The chief Apache leader, Victorio, even links blacks, Indians and "our friends in Mexico" into an anachronistic rainbow coalition. I'm sure some of this is based on research. But a colonel yelling "shut up" at a general?

 
 
"Buffalo Soldiers Plus One"

Where: Kuntu Repertory Theatre at Alumni Hall (old Masonic Temple), 4227 Fifth Ave., Oakland.
When: Through Feb. 14; Thurs.-Sat. 8 p.m.; Sun. 4 p.m.; Feb. 12, 11 a.m.
Tickets: $12-$20; discounts; 412-624-7298.

   
 

What's more successful about "Buffalo Soldiers" is the sense of life among the black troops, especially during a pair of Sunday services at the start of Act 2. Here, as elsewhere, there is pleasure in the music provided by McCarty. "Buffalo Soldiers" isn't exactly a musical, but music gives it much of its heart, even in such a small touch as when, after a bigoted tirade by the general, the black soldiers whistle "The Battle Hymn of the Republic," like the Sharks responding to the bigoted cops in "West Side Story."
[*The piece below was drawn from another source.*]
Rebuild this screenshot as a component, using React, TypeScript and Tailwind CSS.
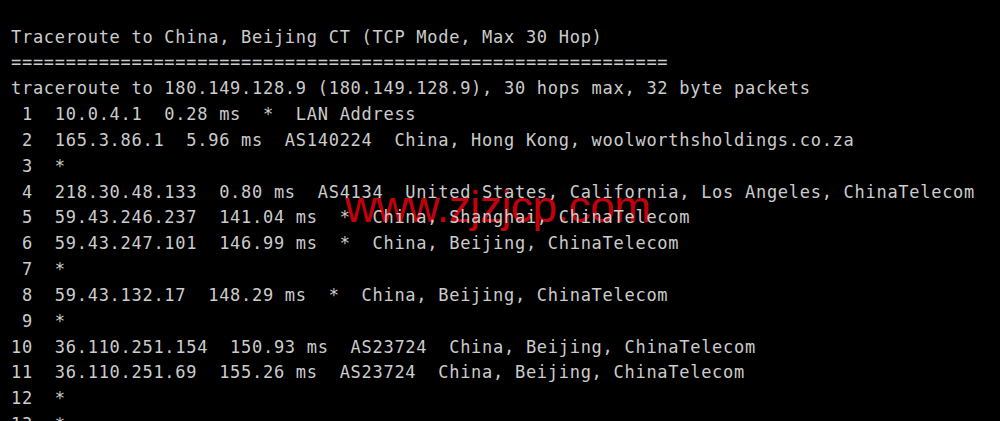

The large company of 31 is mainly students and community actors, not the stronger group Kuntu sometimes uses. Demetrius Gross and Corey Rieger are fine as Capt. Carpenter and Col. Grierson. Marcia Jones plays "William Cathay," an historically paccurate woman disguised as a man.

Some of the staging feels haphazard, like battles where no one fires a shot and white officers stand around without lifting a finger as Indians politely leave them be. There are a lot of unintended pauses.

But even at just 95 minutes, it's a huge undertaking, and in the post-show talk-back that is an essential Kuntu feature, Lillie described some of the adversity the play faced. Spotlight Costumes came to the rescue and Young Ruel Davis stepped in to do the choreography (and some fine dancing himself).

Lillie also points out that there is a black aesthetic that is purposefully non-linear, eschewing beginning-middle-end dramaturgy for pageant and ritual. Agreed.